The bin packing problem applies to packing lots of surfboards, gear, and people into a limited number of cars and boats, fitting files onto backup CDs, organizing your closet, and, for me, arranging parts efficiently into panels, with a minimum of wasted space, so I can cut down on materials and laser cutting time for core kit production.

You and I are fairly good at bin packing, but it's not simple to translate that skill into a computer program. My system does a decent job of laying out parts for my CNC router. But for the laser-cut core kits, the arrangement needs to be as tight as I can get it. That means editing the part layouts by hand.

The video presents a complete editing session that took me a little more than an hour. Some of my edits are pretty simple things that I'm currently adding to my bin packing program. Other edits are rearrangements that seem simple and obvious to us, but that PhD students struggle to convert into general purpose algorithms.

I haven't yet found any really-free two-dimensional bin packing software.

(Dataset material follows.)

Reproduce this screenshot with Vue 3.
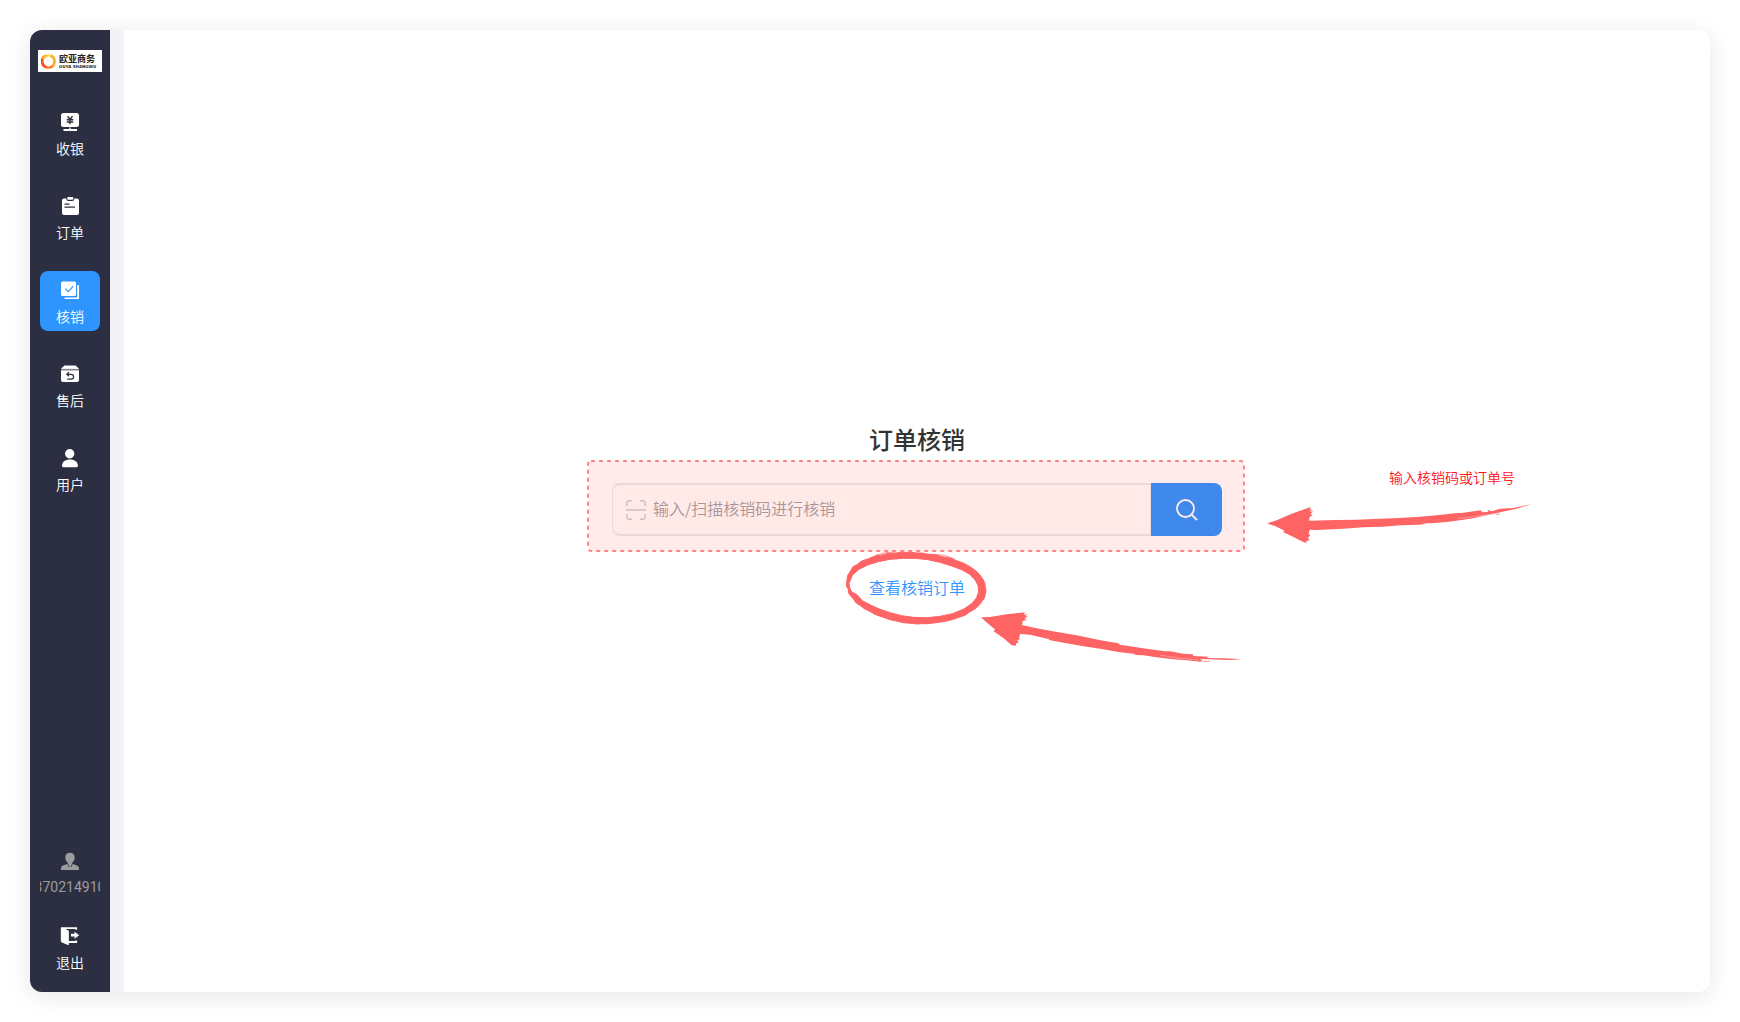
<template>
  <div class="page">
    <div class="window">
      <aside class="sidebar">
        <div class="logo">
          <svg class="logo-mark" viewBox="0 0 15 15" aria-hidden="true">
            <path d="M5.200 1.800A6 6 0 0 0 6.200 13.400" fill="none" stroke="#f4512c" stroke-width="2.8" />
            <path d="M9 1.700A6 6 0 0 1 8.600 13.400" fill="none" stroke="#fbb02c" stroke-width="2.8" />
            <path d="M1.700 5.200A6 6 0 0 1 8 1.500" fill="none" stroke="#fdc52e" stroke-width="2" />
            <path d="M5 13A6 6 0 0 0 11.500 12" fill="none" stroke="#f5792b" stroke-width="2" />
          </svg>
          <div class="logo-text">
            <span class="logo-cn">欧亚商务</span>
            <span class="logo-en">OUYA SHANGWU</span>
          </div>
        </div>

        <nav class="menu">
          <button
            v-for="item in menus"
            :key="item.key"
            type="button"
            class="menu-item"
            :class="{ active: current === item.key }"
            @click="current = item.key"
          >
            <svg class="menu-icon" viewBox="0 0 20 20" aria-hidden="true">
              <g v-if="item.key === 'cashier'">
                <rect x="1" y="1" width="18" height="14" rx="2.5" fill="#fff" />
                <path d="M9.200 15h1.600v2H17v2H3.500v-2h5.700z" fill="#fff" />
                <path d="M1.800 15.700h16.400" stroke="#2c2f42" stroke-width=".7" />
                <path d="M7.500 4.200L10 7.300l2.500-3.100M6.700 7.700h6.600M6.700 10h6.600M10 7.300v5" fill="none" stroke="#2c2f42" stroke-width="1.400" />
              </g>
              <g v-else-if="item.key === 'order'">
                <path d="M4 2.500h2.300v.500a2 2 0 0 0 2 2h4a2 2 0 0 0 2-2v-.500H17a2 2 0 0 1 2 2V17a2 2 0 0 1-2 2H4a2 2 0 0 1-2-2V4.500a2 2 0 0 1 2-2z" fill="#fff" />
                <rect x="7.200" y="1" width="6.200" height="2.800" rx="1" fill="#fff" />
                <path d="M4.500 8.200h5M4.500 11.200h10.500" stroke="#2c2f42" stroke-width="1.200" />
              </g>
              <g v-else-if="item.key === 'verify'">
                <rect x="1" y="1.500" width="15" height="14.500" rx="1.500" fill="#fff" />
                <path d="M17.200 5H19v14H4.500v-1.600h12.700z" fill="#fff" />
                <path d="M5.300 8.600l3 3 4.800-5.200" fill="none" stroke="#2e95ff" stroke-width="1.200" />
              </g>
              <g v-else-if="item.key === 'after'">
                <path d="M4.500 2h11L18.500 4.800h-17z" fill="#fff" stroke="#fff" stroke-linejoin="round" />
                <path d="M1 6.200h18V16a2 2 0 0 1-2 2H3a2 2 0 0 1-2-2z" fill="#fff" />
                <path d="M1.500 5.700h17" stroke="#8f92a0" stroke-width=".8" />
                <path d="M9 8.300L6.800 10.300 9 12.200M7 10.300h4.200a2.400 2.400 0 0 1 0 4.800H7.300" fill="none" stroke="#2c2f42" stroke-width="1.200" />
              </g>
              <g v-else>
                <circle cx="9.700" cy="5.800" r="4.700" fill="#fff" />
                <path d="M2 17.800c0-4 3.200-6.300 7.900-6.300s8 2.300 8 6.300c0 .900-.500 1.400-1.400 1.400H3.400c-.900 0-1.400-.500-1.400-1.400z" fill="#fff" />
              </g>
            </svg>
            <span class="menu-label">{{ item.label }}</span>
          </button>
        </nav>

        <div class="account">
          <button type="button" class="menu-item muted">
            <svg class="menu-icon" viewBox="0 0 20 20" aria-hidden="true">
              <path d="M10 1.800c2.900 0 4.700 1.900 4.700 4.700 0 2.400-1.400 4.400-2.600 5.300v.900l5.500 2c1 .400 1.400 1.500 1.400 4.300H1c0-2.800.400-3.900 1.400-4.300l5.500-2v-.900C6.700 10.900 5.300 8.900 5.300 6.500c0-2.800 1.800-4.700 4.700-4.700z" fill="#9c9c9c" />
              <path d="M7.600 12.800l1.500 3.200M12.400 12.800l-1.500 3.200" stroke="#2c2f42" stroke-width=".8" />
            </svg>
            <span class="menu-label">{{ phone }}</span>
          </button>
          <button type="button" class="menu-item">
            <svg class="menu-icon" viewBox="0 0 20 20" aria-hidden="true">
              <path d="M1.300 1.800L8.300 4.800V18.700L1.300 15.700z" fill="#fff" stroke="#fff" stroke-linejoin="round" />
              <path d="M1.500 2.200H16.200v1.500M16.200 14.500v1.500H8.500" fill="none" stroke="#fff" stroke-width="1.800" />
              <path d="M11 7.800h3.500V5.700l4.800 3.500-4.800 3.500v-2.100H11z" fill="#fff" />
            </svg>
            <span class="menu-label">退出</span>
          </button>
        </div>
      </aside>

      <main class="content">
        <h1 class="title">订单核销</h1>

        <div class="search-area">
          <form class="search" @submit.prevent>
            <label class="search-field">
              <svg class="scan-icon" viewBox="0 0 20 20" aria-hidden="true">
                <path d="M.8 6V3A2.200 2.200 0 0 1 3 .8H6M14 .8h3A2.200 2.200 0 0 1 19.200 3v3M19.200 14v3a2.200 2.200 0 0 1-2.200 2.200h-3M6 19.200H3A2.200 2.200 0 0 1 .8 17v-3M0 10h20" />
              </svg>
              <input v-model="code" type="text" aria-label="核销码" placeholder="输入/扫描核销码进行核销" />
            </label>
            <button type="submit" class="search-btn" aria-label="搜索">
              <svg viewBox="0 0 22 22" aria-hidden="true">
                <circle cx="9.500" cy="9.500" r="8.500" />
                <path d="M15.500 15.500l5.500 5.500" />
              </svg>
            </button>
          </form>

          <!-- guide marks -->
          <svg class="frame" aria-hidden="true">
            <rect class="frame-line" x="1" y="1" rx="3" />
          </svg>
          <svg class="mark ring" viewBox="0 0 600 300" aria-hidden="true">
            <path
              class="ring-line"
              fill-rule="evenodd"
              d="M35 125L38 106 46 94 54 80 66 74 80 63 98 57 120 48 140 45 160 40 182 39 200 37 212 37 230 37 245 39 262 39 275 42 300 44 322 50 345 54 365 62 385 69 405 80 422 92 434 104 442 115 449 128 451 142 453 150 451 164 447 176 441 184 432 196 418 208 402 217 390 226 372 232 355 238 335 243 318 246 296 249 280 251 262 251 248 252 228 250 205 248 188 244 165 239 142 231 122 224 104 214 88 206 78 198 62 188 56 178 47 168 40 158 40 148 35 140z
                 M42 130L44 143 50 156 66 164 82 182 108 196 135 208 165 218 200 227 235 232 275 233 315 229 352 221 385 208 410 191 425 173 431 154 429 136 420 119 403 102 380 89 350 78 315 67 278 59 240 55 205 55 165 58 130 65 98 75 72 88 53 104z"
            />
            <path class="scratch" d="M35 140L40 112 58 88M36 132L43 108 62 80M120 46L150 38 175 36M300 43l28 3 30 10" />
          </svg>
          <svg class="mark arrow-link" viewBox="0 0 870 240" aria-hidden="true">
            <path d="M33 52L60 51 110 43 165 37 161 44 173 42 165 49 174 49 163 56 170 60 158 63 156 75 200 85 240 92 280 99 320 106 370 116 400 122 445 130 450 134 500 142 540 148 585 154 600 154 640 161 668 163 670 168 716 170 710 174 760 175 816 178 780 180 720 178 690 177 698 182 690 185 650 181 610 178 560 172 520 166 498 165 490 161 445 156 400 148 340 139 285 129 240 121 235 117 180 104 150 102 147 120 142 120 146 129 138 130 138 137 125 136 100 114 70 93 76 89 45 63z" />
            <path class="scratch" d="M700 184h20" />
            <path class="scratch light" d="M572 166l50 8 65 6" />
          </svg>
          <svg class="mark arrow-input" viewBox="0 0 900 330" aria-hidden="true">
            <path d="M54 219L80 211 125 191 182 171 179 179 187 177 180 185 190 184 181 192 188 195 179 201 178 212 260 210 320 209 370 207 430 205 500 201 560 196 615 190 640 188 692 181 697 187 715 185 712 180 725 184 750 176 790 174 845 162 800 176 750 187 730 192 700 198 670 205 635 210 590 216 545 220 530 220 510 224 450 226 400 230 340 232 280 236 200 240 179 239 176 250 181 258 174 262 178 271 169 273 170 279 160 276 130 261 99 246 104 242 75 228 55 222z" />
            <path class="scratch" d="M738 194l12-3" />
            <path class="scratch light" d="M625 205l58-6 50-8" />
          </svg>
          <span class="note">输入核销码或订单号</span>
        </div>

        <a href="#" class="order-link">查看核销订单</a>
      </main>
    </div>
  </div>
</template>

<script setup>
import { ref } from 'vue';

const menus = [
  { key: 'cashier', label: '收银' },
  { key: 'order', label: '订单' },
  { key: 'verify', label: '核销' },
  { key: 'after', label: '售后' },
  { key: 'user', label: '用户' },
];

const current = ref('verify');
const phone = ref('13702149100');
const code = ref('');
</script>

<style>
body {
  margin: 0;
  background: #fff;
}
</style>

<style scoped>
.page {
  box-sizing: border-box;
  height: 100vh;
  padding: 30px;
  font-family: "Noto Sans CJK SC", sans-serif;
  font-weight: 350;
}

.window {
  display: flex;
  height: 100%;
  border-radius: 12px;
  background: #f3f2f8;
  box-shadow: 0 4px 24px rgba(0, 0, 0, 0.1);
  overflow: hidden;
}

.sidebar {
  box-sizing: border-box;
  display: flex;
  flex-direction: column;
  align-items: center;
  flex: none;
  width: 80px;
  padding: 20px 0 15px;
  background: #2c2f42;
}

.logo {
  display: flex;
  align-items: center;
  gap: 3px;
  box-sizing: border-box;
  width: 64px;
  height: 22px;
  padding-left: 3px;
  background: #fff;
}

.logo-mark {
  flex: none;
  width: 15px;
  height: 15px;
}

.logo-text {
  display: flex;
  flex-direction: column;
  color: #2b2523;
  font-weight: bold;
  white-space: nowrap;
}

.logo-cn {
  font-size: 9px;
  line-height: 10px;
}

.logo-en {
  font-family: "DejaVu Sans", sans-serif;
  font-size: 4px;
  line-height: 5px;
}

.menu {
  display: flex;
  flex-direction: column;
  gap: 24px;
  margin-top: 31px;
}

.account {
  display: flex;
  flex-direction: column;
  gap: 15px;
  margin-top: auto;
}

.menu-item {
  display: flex;
  flex-direction: column;
  align-items: center;
  gap: 6px;
  box-sizing: border-box;
  width: 60px;
  height: 60px;
  padding: 9px 0 5px;
  border: 0;
  border-radius: 8px;
  background: none;
  color: #fff;
  font-family: inherit;
  font-size: 14px;
  font-weight: inherit;
  line-height: 20px;
  overflow: hidden;
  cursor: pointer;
}

.menu-item.active {
  background: #2e95ff;
}

.menu-item.muted {
  color: #9c9c9c;
  font-family: Roboto, sans-serif;
  font-weight: 400;
}

.menu-icon {
  flex: none;
  width: 20px;
  height: 20px;
}

.menu-label {
  white-space: nowrap;
}

.content {
  display: flex;
  flex: 1;
  flex-direction: column;
  align-items: center;
  justify-content: center;
  margin-left: 14px;
  background: #fff;
}

.title {
  margin: 0 0 26px;
  color: #333;
  font-size: 24px;
  font-weight: 500;
  line-height: 36px;
}

.search-area {
  position: relative;
  width: 610px;
}

.search {
  display: flex;
  height: 53px;
}

.search-field {
  display: flex;
  flex: 1;
  align-items: center;
  gap: 7px;
  padding-left: 13px;
  border: 2px solid #ebebeb;
  border-width: 2px 1px;
  border-radius: 8px 0 0 8px;
  background: #fffefc;
}

.scan-icon {
  flex: none;
  width: 20px;
  height: 20px;
  fill: none;
  stroke: #cfcfcf;
  stroke-width: 1.4;
}

.search-field input {
  flex: 1;
  min-width: 0;
  padding: 0 0 3px;
  border: 0;
  outline: 0;
  background: none;
  color: #333;
  font-family: inherit;
  font-size: 16px;
  font-weight: inherit;
  line-height: 24px;
}

.search-field input::placeholder {
  color: #a3a3a3;
  opacity: 1;
}

.search-btn {
  display: flex;
  align-items: center;
  justify-content: center;
  width: 71px;
  padding: 0;
  border: 0;
  border-radius: 0 8px 8px 0;
  background: #2e95ff;
  cursor: pointer;
}

.search-btn svg {
  width: 22px;
  height: 22px;
  fill: none;
  stroke: #fff;
  stroke-width: 1.8;
}

.order-link {
  margin: 39px 0 2px;
  color: #2e95ff;
  font-size: 16px;
  line-height: 24px;
  text-decoration: none;
}

/* guide marks lie over the search area */
.frame,
.mark,
.note {
  position: absolute;
  pointer-events: none;
}

.frame {
  top: -23px;
  left: -25px;
  width: 658px;
  height: 92px;
}

.frame-line {
  width: calc(100% - 2px);
  height: calc(100% - 2px);
  fill: rgba(255, 0, 0, 0.08);
  stroke: #ff8484;
  stroke-width: 2;
  stroke-dasharray: 4 4;
}

.mark {
  fill: #ff6464;
}

.ring-line {
  stroke: #ff6464;
  stroke-width: 3;
  stroke-linejoin: round;
}

.scratch {
  fill: none;
  stroke: #ff6464;
  stroke-width: 2;
}

.scratch.light {
  stroke: #fff;
  stroke-width: 1;
}

.ring {
  top: 57px;
  left: 223px;
  width: 200px;
  height: 100px;
}

.arrow-link {
  top: 117px;
  left: 358px;
  width: 290px;
  height: 80px;
}

.arrow-input {
  top: -33px;
  left: 638px;
  width: 300px;
  height: 110px;
}

.note {
  top: -16px;
  left: 777px;
  color: #ff1414;
  font-size: 14px;
  line-height: 20px;
  white-space: nowrap;
}
</style>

The people who need this kind of thing are usually businesses, so the people who develop good bin packing software have a chance to be rewarded for that effort.

The initial reward though is in developing a good solution. This problem can be an addictive puzzle, and I don't think you can work on it without being caught up in the game. Beyond the merely adequate solution I'm after, my reward will be in cutting these layout review and edit sessions down from an hour plus, to something more like ten minutes.